DIRECTIVE: Find every line below that contains the word "page" and copy it out.

ENTRIES SHOWN:

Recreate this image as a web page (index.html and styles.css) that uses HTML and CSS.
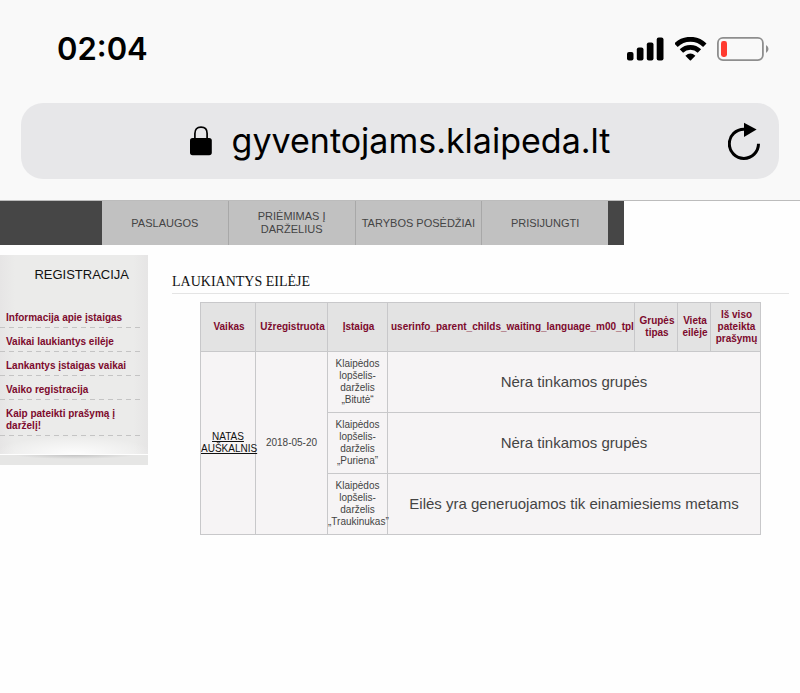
FILE: index.html
```html
<!DOCTYPE html>
<html lang="lt">
<head>
    <meta charset="UTF-8">
    <meta name="viewport" content="width=device-width, initial-scale=1.0">
    <title>Laukiantys eilėje</title>
    <link rel="stylesheet" href="styles.css">
</head>
<body>
    <header class="browser">
        <div class="status-bar">
            <span class="time">02:04</span>
            <div class="status-icons">
                <svg width="38" height="24" viewBox="0 0 38 24" aria-hidden="true">
                    <rect x="0" y="15" width="6.5" height="8.5" rx="2"/>
                    <rect x="9.8" y="10.5" width="6.7" height="13" rx="2"/>
                    <rect x="19.8" y="5.5" width="6.7" height="18" rx="2"/>
                    <rect x="29.7" y="0.5" width="6.8" height="23" rx="2"/>
                </svg>
                <svg width="32" height="24" viewBox="0 0 32 24" aria-hidden="true">
                    <path d="M1 8.2 A20.4 20.4 0 0 1 29.8 8.2" fill="none" stroke="#000" stroke-width="4.8"/>
                    <path d="M6.4 14 A12.8 12.8 0 0 1 24.4 14" fill="none" stroke="#000" stroke-width="4.8"/>
                    <path d="M10.4 18.8 Q15.4 14.4 20.4 18.8 L16 23.2 Q15.4 23.7 14.8 23.2 Z"/>
                </svg>
                <svg width="52" height="24" viewBox="0 0 52 24" aria-hidden="true">
                    <rect x="0.9" y="0.9" width="45" height="22.2" rx="5" fill="none" stroke="#8e8e8e" stroke-width="1.8"/>
                    <rect x="4" y="4" width="6" height="16" rx="2.4" fill="#ff3b30"/>
                    <path d="M49 8 Q51.5 9.5 51.5 12 Q51.5 14.5 49 16 Z" fill="#8e8e8e"/>
                </svg>
            </div>
        </div>
        <div class="address-bar">
            <div class="address">
                <svg width="22" height="30" viewBox="0 0 22 30" aria-hidden="true">
                    <path d="M4.9 13 V7.5 Q4.9 1.2 11 1.2 Q17.1 1.2 17.1 7.5 V13" fill="none" stroke="#000" stroke-width="1.7"/>
                    <rect x="0" y="12" width="21.8" height="17.2" rx="2.6"/>
                </svg>
                <span>gyventojams.klaipeda.lt</span>
            </div>
            <button class="reload" type="button" aria-label="Reload">
                <svg width="32" height="38" viewBox="0 0 32 38" aria-hidden="true">
                    <path d="M16 7.2 A14.6 14.6 0 1 0 30.5 21.8" fill="none" stroke="#000" stroke-width="3"/>
                    <path d="M16 0.8 L28.6 7.6 L16 15 Z"/>
                </svg>
            </button>
        </div>
    </header>

    <nav class="menu">
        <a href="#">PASLAUGOS</a>
        <a href="#">PRIĖMIMAS Į DARŽELIUS</a>
        <a href="#">TARYBOS POSĖDŽIAI</a>
        <a href="#">PRISIJUNGTI</a>
    </nav>

    <div class="page">
        <aside class="sidebar">
            <div class="panel">
                <h2>REGISTRACIJA</h2>
                <ul>
                    <li><a href="#">Informacija apie įstaigas</a></li>
                    <li><a href="#">Vaikai laukiantys eilėje</a></li>
                    <li><a href="#">Lankantys įstaigas vaikai</a></li>
                    <li><a href="#">Vaiko registracija</a></li>
                    <li><a href="#">Kaip pateikti prašymą į darželį!</a></li>
                </ul>
            </div>
            <div class="panel-foot"></div>
        </aside>

        <main class="content">
            <h1>LAUKIANTYS EILĖJE</h1>
            <table class="queue">
                <colgroup>
                    <col class="col-child">
                    <col class="col-date">
                    <col class="col-place">
                    <col class="col-language">
                    <col class="col-group">
                    <col class="col-position">
                    <col class="col-total">
                </colgroup>
                <thead>
                    <tr>
                        <th>Vaikas</th>
                        <th>Užregistruota</th>
                        <th>Įstaiga</th>
                        <th>userinfo_parent_childs_waiting_language_m00_tpl</th>
                        <th>Grupės tipas</th>
                        <th>Vieta eilėje</th>
                        <th>Iš viso pateikta prašymų</th>
                    </tr>
                </thead>
                <tbody>
                    <tr>
                        <td rowspan="3"><a href="#">NATAS AUŠKALNIS</a></td>
                        <td rowspan="3">2018-05-20</td>
                        <td>Klaipėdos lopšelis-darželis „Bitutė“</td>
                        <td colspan="4" class="message">Nėra tinkamos grupės</td>
                    </tr>
                    <tr>
                        <td>Klaipėdos lopšelis-darželis „Puriena”</td>
                        <td colspan="4" class="message">Nėra tinkamos grupės</td>
                    </tr>
                    <tr>
                        <td>Klaipėdos lopšelis-darželis „Traukinukas”</td>
                        <td colspan="4" class="message">Eilės yra generuojamos tik einamiesiems metams</td>
                    </tr>
                </tbody>
            </table>
        </main>
    </div>
</body>
</html>
```
FILE: styles.css
```css
* {
    box-sizing: border-box;
}
body {
    margin: 0;
    background: #fefefe;
    color: #444;
    font-family: "Liberation Sans", Arial, sans-serif;
    font-size: 10px;
    line-height: 12px;
}

/* Browser bar */
.browser {
    padding: 32px 21px 21px;
    background: #f9f9f9;
    border-bottom: 1px solid #bcbcbc;
    color: #000;
    font-family: Inter, sans-serif;
}
.status-bar {
    display: flex;
    align-items: center;
    justify-content: space-between;
    height: 34px;
    margin-bottom: 37px;
    padding: 0 10px 0 36px;
}
.time {
    font-size: 31px;
    font-weight: 600;
    line-height: 36px;
}
.status-icons {
    display: flex;
    gap: 10px;
}
.address-bar {
    display: flex;
    align-items: center;
    height: 76px;
    padding: 0 19px 0 51px;
    background: #e7e7e9;
    border-radius: 22px;
}
.address {
    display: flex;
    flex: 1;
    align-items: center;
    justify-content: center;
    gap: 20px;
    font-size: 34px;
    line-height: 44px;
}
.reload {
    padding: 0;
    border: 0;
    background: none;
    line-height: 0;
    cursor: pointer;
}

/* Top menu */
.menu {
    display: flex;
    width: 78%;
    padding: 0 16px 0 102px;
    background: #464646;
}
.menu a {
    display: flex;
    flex: 1 1 0;
    align-items: center;
    justify-content: center;
    min-height: 44px;
    padding: 0 6px;
    background: #c1c1c1;
    border-right: 1px solid #a8a8a8;
    color: #444;
    font-size: 11px;
    line-height: 13px;
    text-align: center;
    text-decoration: none;
}
.menu a:last-child {
    border-right: 0;
}

.page {
    display: flex;
    gap: 24px;
    padding: 10px 11px 0 0;
}

/* Sidebar */
.sidebar {
    flex: 0 0 148px;
}
.panel {
    padding: 12px 8px 18px 0;
    background:
        radial-gradient(ellipse 80px 18px at 50% 100%, #fdfdfd, rgba(253, 253, 253, 0)),
        linear-gradient(to right, #e6e5e5, #ebebea 10%, #ebebea 90%, #e6e5e5);
}
.panel h2 {
    margin: 0 11px 21px 0;
    color: #111;
    font-size: 13px;
    font-weight: normal;
    line-height: 16px;
    text-align: right;
}
.panel ul {
    margin: 0;
    padding: 0;
    list-style: none;
}
.panel li {
    padding: 8px 6px 4px;
    background: repeating-linear-gradient(to right, #c4c4c4 0, #c4c4c4 5px, transparent 5px, transparent 9px) bottom / 100% 1px no-repeat;
}
.panel a {
    color: #7d0a2d;
    font-weight: bold;
    text-decoration: none;
}
.panel-foot {
    height: 10px;
    margin-top: 1px;
    background: radial-gradient(ellipse 60px 4px at 50% 0, #c4c4c4, #e6e6e5);
}

/* Waiting list */
.content {
    flex: 1;
    min-width: 0;
}
.content h1 {
    margin: 0 0 8px;
    padding: 18px 0 3px;
    border-bottom: 1px solid #e4e4e4;
    color: #111;
    font-family: Georgia, "Liberation Serif", serif;
    font-size: 14px;
    font-weight: normal;
    line-height: 17px;
}
.queue {
    width: 561px;
    margin-left: 28px;
    border-collapse: collapse;
    table-layout: fixed;
}
.queue th,
.queue td {
    border: 1px solid #c8c8ca;
    text-align: center;
    vertical-align: middle;
}
.queue th {
    padding: 6px 1px 6px 3px;
    background: #e3e3e3;
    color: #7d0a2d;
}
.queue td {
    padding: 6px 0;
    background: #f6f4f5;
}
.queue a {
    color: #111;
}
.queue .message {
    font-size: 15px;
    line-height: 18px;
}
.col-child {
    width: 55px;
}
.col-date {
    width: 72px;
}
.col-place {
    width: 60px;
}
.col-language {
    width: 247px;
}
.col-group {
    width: 43px;
}
.col-position {
    width: 33px;
}
.col-total {
    width: 50px;
}
```
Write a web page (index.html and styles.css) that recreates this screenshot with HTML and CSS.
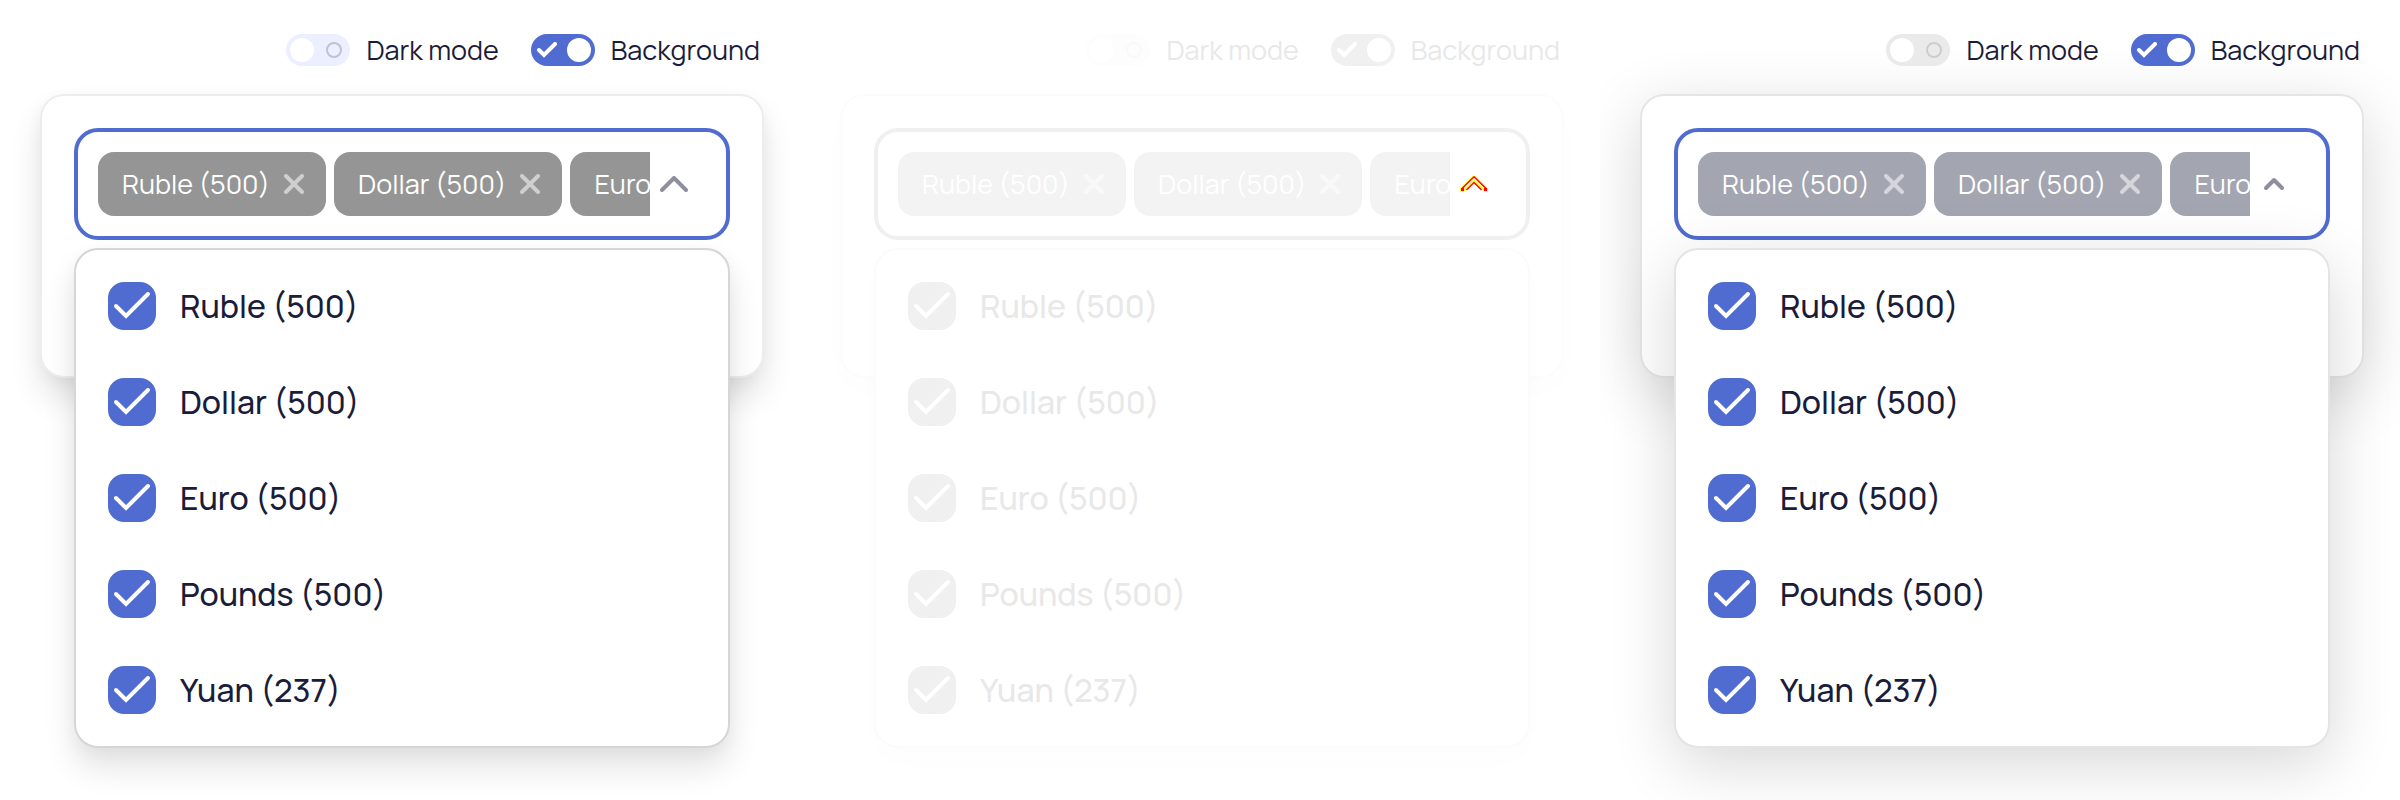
FILE: index.html
```
<!DOCTYPE html>
<html lang="en">
<head>
<meta charset="utf-8">
<meta name="viewport" content="width=device-width, initial-scale=1">
<title>Multiselect comparison</title>
<link rel="stylesheet" href="styles.css">
</head>
<body>
<svg class="sprite" aria-hidden="true">
  <symbol id="check" viewBox="0 0 48 48"><path d="M8 24 18 34 40 12" fill="none" stroke="currentColor" stroke-width="4" stroke-linecap="round" stroke-linejoin="miter"/></symbol>
  <symbol id="tick" viewBox="0 0 20 16"><path d="M2 8 7 13 18 2" fill="none" stroke="currentColor" stroke-width="4" stroke-linecap="round"/></symbol>
  <symbol id="cross" viewBox="0 0 20 20"><path d="M2 2 18 18M18 2 2 18" fill="none" stroke="currentColor" stroke-width="4" stroke-linecap="round"/></symbol>
  <symbol id="chevron" viewBox="0 0 28 16"><path d="M2 14 14 2 26 14" fill="none" stroke="currentColor" stroke-width="4" stroke-linecap="round" stroke-linejoin="round"/></symbol>
  <symbol id="chevron-small" viewBox="0 0 28 16"><path d="M6 12 14 4 22 12" fill="none" stroke="currentColor" stroke-width="4" stroke-linecap="round" stroke-linejoin="round"/></symbol>
  <symbol id="chevron-diff" viewBox="0 0 28 16"><g fill="none"><path d="M2 14 14 2 26 14" stroke="#ff0" stroke-width="5" stroke-linecap="round"/><path d="M3 13 14 2 25 13" stroke="#fffdf0" stroke-width="2"/><path d="M1.500 13 14 .8 26.500 13M6.500 14 14 6.500 21.500 14" stroke="#f00" stroke-width="1.400"/><path d="M1 12h3v3H1zM24 12h3v3h-3z" fill="#f00"/></g></symbol>
</svg>
<main class="board">
  <section class="panel panel-before">
    <div class="settings">
      <label class="setting"><span class="switch"><input type="checkbox" role="switch"><span class="thumb"></span><span class="ring"></span></span>Dark mode</label>
      <label class="setting"><span class="switch"><input type="checkbox" role="switch" checked><svg class="tick"><use href="#tick"/></svg><span class="thumb"></span></span>Background</label>
    </div>
    <div class="card">
      <div class="select">
        <div class="field">
          <div class="chips">
            <span class="chip">Ruble (500)<button class="remove" type="button" aria-label="Remove Ruble"><svg><use href="#cross"/></svg></button></span>
            <span class="chip">Dollar (500)<button class="remove" type="button" aria-label="Remove Dollar"><svg><use href="#cross"/></svg></button></span>
            <span class="chip">Euro (500)<button class="remove" type="button" aria-label="Remove Euro"><svg><use href="#cross"/></svg></button></span>
          </div>
          <button class="toggle" type="button" aria-label="Close list" aria-expanded="true"><svg><use href="#chevron"/></svg></button>
        </div>
        <div class="menu">
          <label class="option"><span class="box"><input type="checkbox" checked><svg><use href="#check"/></svg></span>Ruble (500)</label>
          <label class="option"><span class="box"><input type="checkbox" checked><svg><use href="#check"/></svg></span>Dollar (500)</label>
          <label class="option"><span class="box"><input type="checkbox" checked><svg><use href="#check"/></svg></span>Euro (500)</label>
          <label class="option"><span class="box"><input type="checkbox" checked><svg><use href="#check"/></svg></span>Pounds (500)</label>
          <label class="option"><span class="box"><input type="checkbox" checked><svg><use href="#check"/></svg></span>Yuan (237)</label>
        </div>
      </div>
    </div>
  </section>
  <section class="panel panel-diff">
    <div class="settings">
      <label class="setting"><span class="switch"><input type="checkbox" role="switch"><span class="thumb"></span><span class="ring"></span></span>Dark mode</label>
      <label class="setting"><span class="switch"><input type="checkbox" role="switch" checked><svg class="tick"><use href="#tick"/></svg><span class="thumb"></span></span>Background</label>
    </div>
    <div class="card">
      <div class="select">
        <div class="field">
          <div class="chips">
            <span class="chip">Ruble (500)<button class="remove" type="button" aria-label="Remove Ruble"><svg><use href="#cross"/></svg></button></span>
            <span class="chip">Dollar (500)<button class="remove" type="button" aria-label="Remove Dollar"><svg><use href="#cross"/></svg></button></span>
            <span class="chip">Euro (500)<button class="remove" type="button" aria-label="Remove Euro"><svg><use href="#cross"/></svg></button></span>
          </div>
          <button class="toggle" type="button" aria-label="Close list" aria-expanded="true"><svg><use href="#chevron-diff"/></svg></button>
        </div>
        <div class="menu">
          <label class="option"><span class="box"><input type="checkbox" checked><svg><use href="#check"/></svg></span>Ruble (500)</label>
          <label class="option"><span class="box"><input type="checkbox" checked><svg><use href="#check"/></svg></span>Dollar (500)</label>
          <label class="option"><span class="box"><input type="checkbox" checked><svg><use href="#check"/></svg></span>Euro (500)</label>
          <label class="option"><span class="box"><input type="checkbox" checked><svg><use href="#check"/></svg></span>Pounds (500)</label>
          <label class="option"><span class="box"><input type="checkbox" checked><svg><use href="#check"/></svg></span>Yuan (237)</label>
        </div>
      </div>
    </div>
  </section>
  <section class="panel panel-after">
    <div class="settings">
      <label class="setting"><span class="switch"><input type="checkbox" role="switch"><span class="thumb"></span><span class="ring"></span></span>Dark mode</label>
      <label class="setting"><span class="switch"><input type="checkbox" role="switch" checked><svg class="tick"><use href="#tick"/></svg><span class="thumb"></span></span>Background</label>
    </div>
    <div class="card">
      <div class="select">
        <div class="field">
          <div class="chips">
            <span class="chip">Ruble (500)<button class="remove" type="button" aria-label="Remove Ruble"><svg><use href="#cross"/></svg></button></span>
            <span class="chip">Dollar (500)<button class="remove" type="button" aria-label="Remove Dollar"><svg><use href="#cross"/></svg></button></span>
            <span class="chip">Euro (500)<button class="remove" type="button" aria-label="Remove Euro"><svg><use href="#cross"/></svg></button></span>
          </div>
          <button class="toggle" type="button" aria-label="Close list" aria-expanded="true"><svg><use href="#chevron-small"/></svg></button>
        </div>
        <div class="menu">
          <label class="option"><span class="box"><input type="checkbox" checked><svg><use href="#check"/></svg></span>Ruble (500)</label>
          <label class="option"><span class="box"><input type="checkbox" checked><svg><use href="#check"/></svg></span>Dollar (500)</label>
          <label class="option"><span class="box"><input type="checkbox" checked><svg><use href="#check"/></svg></span>Euro (500)</label>
          <label class="option"><span class="box"><input type="checkbox" checked><svg><use href="#check"/></svg></span>Pounds (500)</label>
          <label class="option"><span class="box"><input type="checkbox" checked><svg><use href="#check"/></svg></span>Yuan (237)</label>
        </div>
      </div>
    </div>
  </section>
</main>
</body>
</html>
```
FILE: styles.css
```
* { box-sizing: border-box; }
body { margin: 0; background: #fff; font-family: Manrope, Inter, sans-serif; }
button { border: 0; padding: 0; background: none; cursor: pointer; }
svg { display: block; }
.sprite { position: absolute; width: 0; height: 0; }

.board { display: flex; min-height: 100vh; overflow: hidden; }

.panel {
  --accent: #506cd1;
  --text: #1a1d3a;
  --chip: #959595;
  --chip-text: #fff;
  --cross: #cfcfcf;
  --chevron: #8e8e9f;
  --off: #ebefff;
  --ring: #bfc2d0;
  --card-line: #ededed;
  --menu-line: #d6d6d6;
  --shadow: 0 20px 32px rgba(0, 0, 0, 0.11), 0 4px 16px rgba(0, 0, 0, 0.04);
  flex: 1;
  min-width: 0;
  padding: 30px 36px 0 40px;
  overflow: hidden;
  color: var(--text);
}
.panel-diff {
  --accent: #f0f0f0;
  --text: #e8e8e8;
  --chip: #f3f3f3;
  --cross: #f9f9f9;
  --off: #fdfdfd;
  --ring: #f9f9f9;
  --card-line: #fcfcfc;
  --menu-line: #fbfbfb;
  --shadow: 0 12px 32px rgba(0, 0, 0, 0.01);
}
.panel-after {
  --chip: #a3a5b1;
  --cross: #d5d6dc;
  --off: #eaeaea;
  --ring: #cdcdcd;
  --card-line: #e5e5e5;
  --menu-line: #e4e4e4;
  --shadow: 0 16px 64px rgba(0, 0, 0, 0.16);
}

.settings { display: flex; justify-content: flex-end; gap: 32px; height: 64px; padding-right: 4px; }
.setting { display: flex; align-items: center; gap: 16px; height: 40px; font-size: 27px; line-height: 40px; white-space: nowrap; }
.switch { display: grid; align-items: center; width: 64px; height: 32px; }
.switch > * { grid-area: 1 / 1; }
.switch input { appearance: none; width: 64px; height: 32px; margin: 0; border-radius: 16px; background: var(--off); }
.switch input:checked { background: var(--accent); }
.thumb { width: 24px; height: 24px; margin: 0 4px; border-radius: 50%; background: #fff; }
.switch input:checked ~ .thumb { justify-self: end; }
.ring { justify-self: end; width: 16px; height: 16px; margin-right: 8px; border: 2px solid var(--ring); border-radius: 50%; }
.tick { width: 20px; height: 16px; margin-left: 6px; color: #fff; }

.card { padding: 32px; border: 2px solid var(--card-line); border-radius: 24px; background: #fff; box-shadow: var(--shadow); }
.select { position: relative; padding-bottom: 104px; }
.field { display: flex; gap: 8px; padding: 20px; border: 4px solid var(--accent); border-radius: 24px; background: transparent; }
.chips { display: flex; flex: 1; gap: 8px; min-width: 0; overflow: hidden; }
.chip { display: flex; flex: none; align-items: center; gap: 14px; height: 64px; padding: 0 22px 0 24px; border-radius: 16px; background: var(--chip); color: var(--chip-text); font-size: 27px; line-height: 36px; white-space: nowrap; }
.remove { color: var(--cross); }
.remove svg { width: 20px; height: 20px; }
.toggle { display: flex; align-items: center; width: 48px; color: var(--chevron); }
.toggle svg { width: 28px; height: 16px; margin-left: 2px; }

.menu { position: absolute; top: 120px; left: 0; right: 0; padding: 8px 0; border: 2px solid var(--menu-line); border-radius: 24px; background: #fff; box-shadow: var(--shadow); }
.option { display: flex; align-items: center; gap: 24px; height: 96px; padding: 0 32px; font-size: 32px; font-weight: 500; line-height: 48px; }
.box { display: grid; width: 48px; height: 48px; color: #fff; }
.box > * { grid-area: 1 / 1; width: 48px; height: 48px; }
.box input { appearance: none; margin: 0; border-radius: 16px; background: #fff; border: 2px solid var(--accent); }
.box input:checked { background: var(--accent); }
.box svg { pointer-events: none; visibility: hidden; }
.box input:checked + svg { visibility: visible; }
```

OUTPUT FOR THIS TASK:
Recreate this image as a web page (index.html and styles.css) that uses HTML and CSS.
    <div class="page">
.page {
Write a web page (index.html and styles.css) that recreates this screenshot with HTML and CSS.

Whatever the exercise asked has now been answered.